Nos seus últimos anos, Miyatake colecionou prêmios e homenagens de ambos os lados do Oceano Pacífico. O famoso fotógrafo foi nomeado Grande Marechal do Nisei Week Festival em Los Angeles em agosto de 1978, após o qual 600 pessoas compareceram ao banquete de premiação realizado em sua homenagem. Mais de 50 anos documentando tudo e todos importantes entre a comunidade japonesa de Los Angeles fizeram dele, como um cronista o chamou, “a enciclopédia ambulante de Little Tokyo”. Quando ele morreu, em fevereiro de 1979, mais de 2.000 amigos e admiradores reuniram-se no Templo Budista Koyasan em Little Tokyo, uma fila de pessoas que se estendia por meio do quarteirão enquanto amigos e admiradores esperavam para prestar suas homenagens.

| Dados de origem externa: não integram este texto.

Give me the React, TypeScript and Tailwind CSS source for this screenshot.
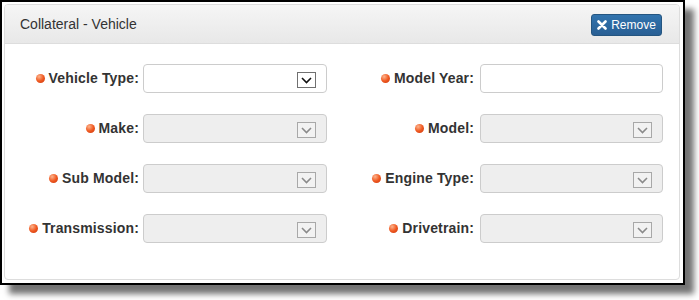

Réplica ampliada de bronze do artista Nobuho Nagasawa da câmera improvisada Manzanar de Miyatake, East First Street, Los Angeles.

Relevo de bronze em escala real de Toyo Miyatake, San Pedro Street, Little Tokyo, Los Angeles. Fotografia de Nancy Matsumoto

O recentemente renomeado Toyo Miyatake Way, na rua San Pedro, em Little Tokyo. Fotografia de Nancy Matsumoto.